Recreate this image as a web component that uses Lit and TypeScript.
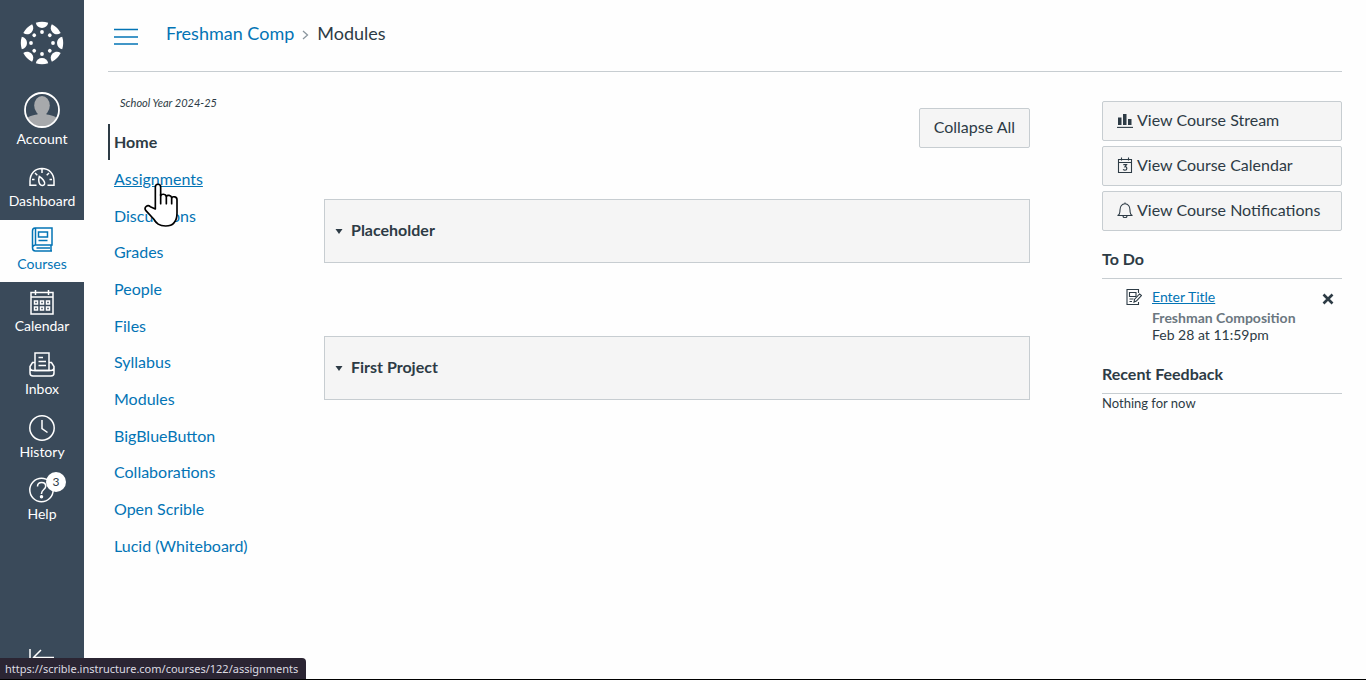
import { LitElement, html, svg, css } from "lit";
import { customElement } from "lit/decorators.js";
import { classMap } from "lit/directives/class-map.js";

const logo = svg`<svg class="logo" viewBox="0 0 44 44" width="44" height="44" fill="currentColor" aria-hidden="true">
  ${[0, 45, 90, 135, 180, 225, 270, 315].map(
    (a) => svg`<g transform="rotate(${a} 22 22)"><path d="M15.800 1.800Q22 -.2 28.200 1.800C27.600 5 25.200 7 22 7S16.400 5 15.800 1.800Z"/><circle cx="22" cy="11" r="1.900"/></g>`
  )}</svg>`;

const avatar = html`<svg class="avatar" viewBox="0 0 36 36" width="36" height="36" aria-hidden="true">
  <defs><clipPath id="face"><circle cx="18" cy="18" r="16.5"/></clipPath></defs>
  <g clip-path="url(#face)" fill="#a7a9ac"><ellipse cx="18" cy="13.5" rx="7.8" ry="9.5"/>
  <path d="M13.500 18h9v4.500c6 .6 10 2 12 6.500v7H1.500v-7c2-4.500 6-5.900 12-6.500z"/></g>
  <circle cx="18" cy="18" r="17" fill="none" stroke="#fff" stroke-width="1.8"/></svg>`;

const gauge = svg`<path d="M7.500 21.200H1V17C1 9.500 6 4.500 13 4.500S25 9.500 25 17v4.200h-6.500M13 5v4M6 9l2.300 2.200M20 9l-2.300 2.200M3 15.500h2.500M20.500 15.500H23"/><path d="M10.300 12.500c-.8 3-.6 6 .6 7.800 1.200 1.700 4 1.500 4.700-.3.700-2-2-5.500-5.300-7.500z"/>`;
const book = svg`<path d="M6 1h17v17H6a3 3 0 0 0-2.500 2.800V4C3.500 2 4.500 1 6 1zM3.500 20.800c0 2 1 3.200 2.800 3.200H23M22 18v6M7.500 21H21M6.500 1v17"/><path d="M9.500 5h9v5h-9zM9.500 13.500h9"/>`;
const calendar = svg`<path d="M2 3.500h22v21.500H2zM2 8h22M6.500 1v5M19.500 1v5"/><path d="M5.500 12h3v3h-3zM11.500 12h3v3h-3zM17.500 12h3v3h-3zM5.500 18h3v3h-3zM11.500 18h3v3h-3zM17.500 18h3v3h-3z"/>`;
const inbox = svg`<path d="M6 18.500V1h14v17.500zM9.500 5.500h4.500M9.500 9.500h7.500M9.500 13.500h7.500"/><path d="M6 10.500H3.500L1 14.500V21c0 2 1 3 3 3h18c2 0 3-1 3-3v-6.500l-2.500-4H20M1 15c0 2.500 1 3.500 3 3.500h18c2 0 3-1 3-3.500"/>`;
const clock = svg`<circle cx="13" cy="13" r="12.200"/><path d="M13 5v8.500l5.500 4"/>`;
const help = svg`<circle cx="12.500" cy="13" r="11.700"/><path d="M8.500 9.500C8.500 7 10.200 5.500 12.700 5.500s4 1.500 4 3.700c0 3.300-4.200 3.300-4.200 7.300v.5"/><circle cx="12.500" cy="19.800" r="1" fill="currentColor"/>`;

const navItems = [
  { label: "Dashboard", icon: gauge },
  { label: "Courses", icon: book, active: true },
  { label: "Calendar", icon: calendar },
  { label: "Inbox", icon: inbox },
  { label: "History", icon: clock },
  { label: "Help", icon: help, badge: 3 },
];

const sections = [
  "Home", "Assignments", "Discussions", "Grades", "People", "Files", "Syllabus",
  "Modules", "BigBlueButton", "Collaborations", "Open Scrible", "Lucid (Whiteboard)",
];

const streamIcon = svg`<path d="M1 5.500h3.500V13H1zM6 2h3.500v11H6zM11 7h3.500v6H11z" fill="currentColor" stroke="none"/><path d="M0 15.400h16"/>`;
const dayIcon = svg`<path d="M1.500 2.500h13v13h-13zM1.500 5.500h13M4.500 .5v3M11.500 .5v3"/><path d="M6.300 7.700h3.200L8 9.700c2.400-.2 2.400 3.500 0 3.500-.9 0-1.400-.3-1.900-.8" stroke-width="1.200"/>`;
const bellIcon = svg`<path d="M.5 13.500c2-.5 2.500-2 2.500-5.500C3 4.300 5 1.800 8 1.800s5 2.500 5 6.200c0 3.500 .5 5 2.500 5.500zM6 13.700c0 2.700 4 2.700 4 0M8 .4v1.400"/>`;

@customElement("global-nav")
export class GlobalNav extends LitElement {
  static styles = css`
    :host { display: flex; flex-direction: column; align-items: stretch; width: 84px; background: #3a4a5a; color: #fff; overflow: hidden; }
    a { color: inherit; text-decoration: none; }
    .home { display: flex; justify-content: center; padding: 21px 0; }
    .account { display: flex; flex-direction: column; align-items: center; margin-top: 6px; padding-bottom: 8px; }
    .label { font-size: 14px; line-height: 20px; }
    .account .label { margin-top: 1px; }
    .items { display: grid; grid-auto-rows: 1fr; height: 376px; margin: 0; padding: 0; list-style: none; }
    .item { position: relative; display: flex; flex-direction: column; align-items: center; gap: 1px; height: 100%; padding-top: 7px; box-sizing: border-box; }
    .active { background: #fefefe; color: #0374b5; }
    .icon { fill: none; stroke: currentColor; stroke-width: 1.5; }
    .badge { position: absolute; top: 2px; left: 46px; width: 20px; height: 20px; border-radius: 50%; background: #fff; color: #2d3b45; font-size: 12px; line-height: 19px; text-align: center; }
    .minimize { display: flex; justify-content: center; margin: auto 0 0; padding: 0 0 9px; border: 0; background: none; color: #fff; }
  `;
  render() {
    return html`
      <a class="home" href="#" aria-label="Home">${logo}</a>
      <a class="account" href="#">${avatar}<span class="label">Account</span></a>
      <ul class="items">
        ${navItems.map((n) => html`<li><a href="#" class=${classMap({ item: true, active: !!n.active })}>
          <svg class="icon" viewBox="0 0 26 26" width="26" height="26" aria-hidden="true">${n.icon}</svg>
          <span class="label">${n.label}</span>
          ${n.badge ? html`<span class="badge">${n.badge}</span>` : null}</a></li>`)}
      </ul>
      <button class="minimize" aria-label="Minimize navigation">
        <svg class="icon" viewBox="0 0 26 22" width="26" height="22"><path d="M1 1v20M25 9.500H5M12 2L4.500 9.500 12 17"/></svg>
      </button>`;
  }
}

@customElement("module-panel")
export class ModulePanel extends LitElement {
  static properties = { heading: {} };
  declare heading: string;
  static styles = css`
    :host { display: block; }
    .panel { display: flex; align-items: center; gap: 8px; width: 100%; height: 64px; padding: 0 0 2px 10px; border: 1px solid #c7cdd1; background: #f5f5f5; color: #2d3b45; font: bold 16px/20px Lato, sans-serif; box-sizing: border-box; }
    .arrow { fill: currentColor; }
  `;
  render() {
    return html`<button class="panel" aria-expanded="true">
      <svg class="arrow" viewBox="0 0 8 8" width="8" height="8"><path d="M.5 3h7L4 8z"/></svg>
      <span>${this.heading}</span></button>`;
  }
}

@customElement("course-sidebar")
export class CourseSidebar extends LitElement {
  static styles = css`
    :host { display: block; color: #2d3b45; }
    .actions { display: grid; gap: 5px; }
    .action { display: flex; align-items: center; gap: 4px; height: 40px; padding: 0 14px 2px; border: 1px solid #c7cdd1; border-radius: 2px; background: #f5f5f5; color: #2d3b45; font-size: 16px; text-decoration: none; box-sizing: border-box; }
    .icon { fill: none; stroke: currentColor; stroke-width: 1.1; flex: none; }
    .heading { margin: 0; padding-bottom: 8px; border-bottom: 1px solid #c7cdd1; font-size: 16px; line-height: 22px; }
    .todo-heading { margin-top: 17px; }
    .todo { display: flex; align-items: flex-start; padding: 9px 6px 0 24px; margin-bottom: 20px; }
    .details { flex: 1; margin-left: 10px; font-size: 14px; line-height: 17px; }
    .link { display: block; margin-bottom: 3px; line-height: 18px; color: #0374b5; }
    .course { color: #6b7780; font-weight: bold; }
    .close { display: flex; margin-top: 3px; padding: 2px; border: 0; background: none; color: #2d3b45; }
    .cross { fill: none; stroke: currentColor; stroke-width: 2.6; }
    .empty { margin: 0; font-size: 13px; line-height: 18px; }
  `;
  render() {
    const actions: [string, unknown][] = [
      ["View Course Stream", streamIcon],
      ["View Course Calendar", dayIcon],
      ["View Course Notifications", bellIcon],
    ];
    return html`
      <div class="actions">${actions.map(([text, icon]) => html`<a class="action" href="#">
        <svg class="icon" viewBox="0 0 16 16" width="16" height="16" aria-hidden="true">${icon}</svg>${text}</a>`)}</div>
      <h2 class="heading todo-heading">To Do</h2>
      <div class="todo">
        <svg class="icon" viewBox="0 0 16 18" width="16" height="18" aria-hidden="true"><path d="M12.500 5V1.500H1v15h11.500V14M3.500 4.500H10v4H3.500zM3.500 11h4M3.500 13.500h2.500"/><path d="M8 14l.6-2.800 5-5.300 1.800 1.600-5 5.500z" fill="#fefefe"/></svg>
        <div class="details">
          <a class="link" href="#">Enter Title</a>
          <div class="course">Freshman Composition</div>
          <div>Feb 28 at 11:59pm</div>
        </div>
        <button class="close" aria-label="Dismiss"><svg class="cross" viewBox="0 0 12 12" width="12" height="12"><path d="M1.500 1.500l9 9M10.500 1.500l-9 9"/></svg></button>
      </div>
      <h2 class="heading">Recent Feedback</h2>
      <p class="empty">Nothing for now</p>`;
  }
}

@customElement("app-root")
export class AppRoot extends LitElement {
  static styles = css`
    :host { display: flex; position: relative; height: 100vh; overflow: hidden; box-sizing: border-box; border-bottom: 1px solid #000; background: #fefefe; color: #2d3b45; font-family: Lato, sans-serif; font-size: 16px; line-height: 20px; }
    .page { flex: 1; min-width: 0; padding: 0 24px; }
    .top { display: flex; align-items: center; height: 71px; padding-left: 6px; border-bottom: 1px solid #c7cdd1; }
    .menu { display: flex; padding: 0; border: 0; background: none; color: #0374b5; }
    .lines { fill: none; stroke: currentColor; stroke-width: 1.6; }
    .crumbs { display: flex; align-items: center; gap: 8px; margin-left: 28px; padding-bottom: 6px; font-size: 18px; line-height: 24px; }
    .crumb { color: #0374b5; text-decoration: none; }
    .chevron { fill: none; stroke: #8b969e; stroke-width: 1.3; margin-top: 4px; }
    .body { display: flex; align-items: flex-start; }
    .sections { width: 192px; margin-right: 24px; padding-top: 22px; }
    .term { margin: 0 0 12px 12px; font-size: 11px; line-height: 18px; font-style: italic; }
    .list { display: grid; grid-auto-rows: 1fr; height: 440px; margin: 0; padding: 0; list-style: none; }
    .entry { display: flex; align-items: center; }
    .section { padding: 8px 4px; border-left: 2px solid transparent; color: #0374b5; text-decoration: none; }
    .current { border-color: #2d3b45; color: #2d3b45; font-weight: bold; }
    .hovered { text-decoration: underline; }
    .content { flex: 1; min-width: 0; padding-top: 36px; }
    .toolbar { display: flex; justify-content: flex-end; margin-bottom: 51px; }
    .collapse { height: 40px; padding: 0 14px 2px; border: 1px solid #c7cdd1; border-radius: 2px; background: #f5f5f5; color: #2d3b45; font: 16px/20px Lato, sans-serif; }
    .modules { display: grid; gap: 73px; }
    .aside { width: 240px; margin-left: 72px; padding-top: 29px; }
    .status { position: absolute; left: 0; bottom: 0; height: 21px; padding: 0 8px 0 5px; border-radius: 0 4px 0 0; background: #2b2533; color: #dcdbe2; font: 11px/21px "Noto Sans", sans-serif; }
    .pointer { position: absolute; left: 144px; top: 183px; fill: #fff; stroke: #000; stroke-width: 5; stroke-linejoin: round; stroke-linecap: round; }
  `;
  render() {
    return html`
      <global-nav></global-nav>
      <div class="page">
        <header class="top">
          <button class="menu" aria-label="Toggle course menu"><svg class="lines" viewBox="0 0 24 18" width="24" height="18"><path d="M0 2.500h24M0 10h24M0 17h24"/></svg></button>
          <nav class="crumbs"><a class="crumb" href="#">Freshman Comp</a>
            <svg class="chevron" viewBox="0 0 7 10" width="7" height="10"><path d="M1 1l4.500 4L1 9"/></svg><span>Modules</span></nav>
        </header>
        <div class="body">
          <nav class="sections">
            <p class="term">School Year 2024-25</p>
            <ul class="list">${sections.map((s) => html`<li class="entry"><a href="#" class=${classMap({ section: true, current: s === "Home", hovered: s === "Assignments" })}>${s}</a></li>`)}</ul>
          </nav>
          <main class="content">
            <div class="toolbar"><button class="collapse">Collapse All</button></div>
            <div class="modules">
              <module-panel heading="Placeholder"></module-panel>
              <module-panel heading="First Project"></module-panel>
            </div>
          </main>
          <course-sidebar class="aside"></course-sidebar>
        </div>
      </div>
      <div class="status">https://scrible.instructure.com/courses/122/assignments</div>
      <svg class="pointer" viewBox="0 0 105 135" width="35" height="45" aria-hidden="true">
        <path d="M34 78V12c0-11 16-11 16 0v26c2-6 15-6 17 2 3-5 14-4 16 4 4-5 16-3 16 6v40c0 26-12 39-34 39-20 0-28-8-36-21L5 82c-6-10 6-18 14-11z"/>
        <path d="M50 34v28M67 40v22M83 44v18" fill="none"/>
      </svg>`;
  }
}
==============================
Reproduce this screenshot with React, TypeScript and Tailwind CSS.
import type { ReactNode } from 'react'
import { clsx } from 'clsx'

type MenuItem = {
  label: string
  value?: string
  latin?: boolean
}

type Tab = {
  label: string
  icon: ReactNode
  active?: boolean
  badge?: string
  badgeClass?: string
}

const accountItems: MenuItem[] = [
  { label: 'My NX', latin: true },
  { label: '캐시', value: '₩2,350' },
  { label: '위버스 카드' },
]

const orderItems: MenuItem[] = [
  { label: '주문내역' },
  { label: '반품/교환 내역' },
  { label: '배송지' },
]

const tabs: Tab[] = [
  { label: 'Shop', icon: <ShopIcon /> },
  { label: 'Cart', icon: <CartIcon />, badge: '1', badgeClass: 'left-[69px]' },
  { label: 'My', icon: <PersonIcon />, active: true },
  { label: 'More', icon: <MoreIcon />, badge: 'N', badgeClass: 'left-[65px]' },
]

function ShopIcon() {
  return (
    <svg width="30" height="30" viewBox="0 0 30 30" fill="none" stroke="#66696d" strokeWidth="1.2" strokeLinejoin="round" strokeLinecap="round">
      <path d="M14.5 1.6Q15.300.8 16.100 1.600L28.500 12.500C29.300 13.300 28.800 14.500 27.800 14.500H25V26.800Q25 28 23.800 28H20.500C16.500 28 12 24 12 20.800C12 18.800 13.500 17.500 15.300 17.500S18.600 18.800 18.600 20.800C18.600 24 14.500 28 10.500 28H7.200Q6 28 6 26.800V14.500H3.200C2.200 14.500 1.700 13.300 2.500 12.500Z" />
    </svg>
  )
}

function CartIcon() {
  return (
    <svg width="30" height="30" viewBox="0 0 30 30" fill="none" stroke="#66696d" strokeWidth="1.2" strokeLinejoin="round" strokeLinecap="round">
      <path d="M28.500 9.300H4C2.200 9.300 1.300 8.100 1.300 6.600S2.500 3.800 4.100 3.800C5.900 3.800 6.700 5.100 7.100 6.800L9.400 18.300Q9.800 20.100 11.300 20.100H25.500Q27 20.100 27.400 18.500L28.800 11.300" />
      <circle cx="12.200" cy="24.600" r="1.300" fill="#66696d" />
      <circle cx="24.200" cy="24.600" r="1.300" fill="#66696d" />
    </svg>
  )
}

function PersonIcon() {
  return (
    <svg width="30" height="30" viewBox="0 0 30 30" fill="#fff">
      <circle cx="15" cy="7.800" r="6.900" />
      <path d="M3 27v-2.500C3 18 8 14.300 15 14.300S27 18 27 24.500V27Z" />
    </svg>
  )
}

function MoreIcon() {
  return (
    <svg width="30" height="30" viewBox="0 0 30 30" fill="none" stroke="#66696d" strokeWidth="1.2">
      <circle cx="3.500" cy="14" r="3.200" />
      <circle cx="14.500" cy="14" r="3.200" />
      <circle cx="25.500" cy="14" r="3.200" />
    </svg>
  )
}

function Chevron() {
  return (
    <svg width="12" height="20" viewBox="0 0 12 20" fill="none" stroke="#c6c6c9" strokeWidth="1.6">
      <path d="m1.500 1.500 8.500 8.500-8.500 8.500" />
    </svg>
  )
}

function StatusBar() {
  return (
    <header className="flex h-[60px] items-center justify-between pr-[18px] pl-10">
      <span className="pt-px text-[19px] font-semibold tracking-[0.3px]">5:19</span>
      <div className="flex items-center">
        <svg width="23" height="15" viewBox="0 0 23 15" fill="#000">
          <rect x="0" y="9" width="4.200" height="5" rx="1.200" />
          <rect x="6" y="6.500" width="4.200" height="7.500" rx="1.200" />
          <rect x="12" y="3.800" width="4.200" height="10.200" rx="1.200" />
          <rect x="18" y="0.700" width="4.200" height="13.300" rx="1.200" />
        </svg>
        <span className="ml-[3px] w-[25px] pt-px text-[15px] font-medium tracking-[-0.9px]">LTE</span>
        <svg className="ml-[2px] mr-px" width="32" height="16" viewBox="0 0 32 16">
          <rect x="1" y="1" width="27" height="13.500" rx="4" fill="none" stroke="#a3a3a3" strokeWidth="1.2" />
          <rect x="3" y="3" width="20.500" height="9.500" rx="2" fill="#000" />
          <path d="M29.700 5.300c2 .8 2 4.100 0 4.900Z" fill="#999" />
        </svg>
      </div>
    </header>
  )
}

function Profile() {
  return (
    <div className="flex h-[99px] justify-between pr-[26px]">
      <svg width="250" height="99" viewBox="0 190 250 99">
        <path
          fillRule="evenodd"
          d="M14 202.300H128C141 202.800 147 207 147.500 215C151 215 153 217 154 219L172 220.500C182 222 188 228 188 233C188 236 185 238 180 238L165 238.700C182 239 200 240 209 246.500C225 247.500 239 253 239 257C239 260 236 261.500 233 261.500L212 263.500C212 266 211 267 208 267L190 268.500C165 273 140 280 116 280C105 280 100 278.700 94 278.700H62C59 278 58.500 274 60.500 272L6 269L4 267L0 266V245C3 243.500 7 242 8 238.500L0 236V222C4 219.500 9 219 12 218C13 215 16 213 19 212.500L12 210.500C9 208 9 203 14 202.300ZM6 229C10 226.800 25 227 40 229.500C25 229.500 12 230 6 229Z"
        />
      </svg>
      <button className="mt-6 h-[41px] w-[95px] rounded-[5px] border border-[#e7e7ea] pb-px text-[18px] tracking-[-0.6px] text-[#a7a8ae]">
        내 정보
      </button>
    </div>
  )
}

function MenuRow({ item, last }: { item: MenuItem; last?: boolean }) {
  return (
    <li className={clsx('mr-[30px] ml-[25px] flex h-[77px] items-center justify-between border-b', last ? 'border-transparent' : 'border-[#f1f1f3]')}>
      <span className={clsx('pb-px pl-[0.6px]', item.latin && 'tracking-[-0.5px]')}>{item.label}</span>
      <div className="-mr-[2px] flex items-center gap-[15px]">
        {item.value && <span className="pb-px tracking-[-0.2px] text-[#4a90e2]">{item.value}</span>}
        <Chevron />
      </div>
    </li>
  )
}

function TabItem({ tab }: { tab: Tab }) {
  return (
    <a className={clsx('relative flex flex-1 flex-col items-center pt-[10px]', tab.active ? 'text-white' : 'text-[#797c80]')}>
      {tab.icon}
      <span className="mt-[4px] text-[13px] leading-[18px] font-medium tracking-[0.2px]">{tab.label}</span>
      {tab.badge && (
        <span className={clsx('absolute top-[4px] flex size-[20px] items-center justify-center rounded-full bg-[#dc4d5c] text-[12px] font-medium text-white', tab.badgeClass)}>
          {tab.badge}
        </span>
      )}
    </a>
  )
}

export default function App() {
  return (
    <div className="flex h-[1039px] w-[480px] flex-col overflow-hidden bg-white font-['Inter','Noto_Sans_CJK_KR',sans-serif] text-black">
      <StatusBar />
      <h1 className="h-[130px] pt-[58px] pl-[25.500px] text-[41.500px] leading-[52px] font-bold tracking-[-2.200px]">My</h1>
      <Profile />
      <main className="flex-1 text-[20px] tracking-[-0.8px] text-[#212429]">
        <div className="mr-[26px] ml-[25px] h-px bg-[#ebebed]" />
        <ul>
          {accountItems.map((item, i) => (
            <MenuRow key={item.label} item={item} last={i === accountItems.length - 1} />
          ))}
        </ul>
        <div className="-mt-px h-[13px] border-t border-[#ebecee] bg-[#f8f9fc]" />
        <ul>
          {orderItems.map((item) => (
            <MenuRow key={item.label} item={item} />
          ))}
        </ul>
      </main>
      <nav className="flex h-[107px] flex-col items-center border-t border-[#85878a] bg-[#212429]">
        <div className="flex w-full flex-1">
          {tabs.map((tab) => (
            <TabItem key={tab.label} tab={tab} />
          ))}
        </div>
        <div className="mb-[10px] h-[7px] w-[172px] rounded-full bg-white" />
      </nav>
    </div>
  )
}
==============================
Output nothing except the lines from the one containing "Recreate this image" through the one containing "9.500C8.500 7 10.200", both kept, with the pictures removed.

Recreate this image as a web component that uses Lit and TypeScript.
import { LitElement, html, svg, css } from "lit";
import { customElement } from "lit/decorators.js";
import { classMap } from "lit/directives/class-map.js";

const logo = svg`<svg class="logo" viewBox="0 0 44 44" width="44" height="44" fill="currentColor" aria-hidden="true">
  ${[0, 45, 90, 135, 180, 225, 270, 315].map(
    (a) => svg`<g transform="rotate(${a} 22 22)"><path d="M15.800 1.800Q22 -.2 28.200 1.800C27.600 5 25.200 7 22 7S16.400 5 15.800 1.800Z"/><circle cx="22" cy="11" r="1.900"/></g>`
  )}</svg>`;

const avatar = html`<svg class="avatar" viewBox="0 0 36 36" width="36" height="36" aria-hidden="true">
  <defs><clipPath id="face"><circle cx="18" cy="18" r="16.5"/></clipPath></defs>
  <g clip-path="url(#face)" fill="#a7a9ac"><ellipse cx="18" cy="13.5" rx="7.8" ry="9.5"/>
  <path d="M13.500 18h9v4.500c6 .6 10 2 12 6.500v7H1.500v-7c2-4.500 6-5.900 12-6.500z"/></g>
  <circle cx="18" cy="18" r="17" fill="none" stroke="#fff" stroke-width="1.8"/></svg>`;

const gauge = svg`<path d="M7.500 21.200H1V17C1 9.500 6 4.500 13 4.500S25 9.500 25 17v4.200h-6.500M13 5v4M6 9l2.300 2.200M20 9l-2.300 2.200M3 15.500h2.500M20.500 15.500H23"/><path d="M10.300 12.500c-.8 3-.6 6 .6 7.800 1.200 1.700 4 1.500 4.700-.3.700-2-2-5.500-5.300-7.500z"/>`;
const book = svg`<path d="M6 1h17v17H6a3 3 0 0 0-2.500 2.800V4C3.500 2 4.500 1 6 1zM3.500 20.800c0 2 1 3.200 2.800 3.200H23M22 18v6M7.500 21H21M6.500 1v17"/><path d="M9.500 5h9v5h-9zM9.500 13.500h9"/>`;
const calendar = svg`<path d="M2 3.500h22v21.500H2zM2 8h22M6.500 1v5M19.500 1v5"/><path d="M5.500 12h3v3h-3zM11.500 12h3v3h-3zM17.500 12h3v3h-3zM5.500 18h3v3h-3zM11.500 18h3v3h-3zM17.500 18h3v3h-3z"/>`;
const inbox = svg`<path d="M6 18.500V1h14v17.500zM9.500 5.500h4.500M9.500 9.500h7.500M9.500 13.500h7.500"/><path d="M6 10.500H3.500L1 14.500V21c0 2 1 3 3 3h18c2 0 3-1 3-3v-6.500l-2.500-4H20M1 15c0 2.500 1 3.500 3 3.500h18c2 0 3-1 3-3.500"/>`;
const clock = svg`<circle cx="13" cy="13" r="12.200"/><path d="M13 5v8.500l5.500 4"/>`;
const help = svg`<circle cx="12.500" cy="13" r="11.700"/><path d="M8.500 9.500C8.500 7 10.200 5.500 12.700 5.500s4 1.500 4 3.700c0 3.300-4.200 3.300-4.200 7.300v.5"/><circle cx="12.500" cy="19.800" r="1" fill="currentColor"/>`;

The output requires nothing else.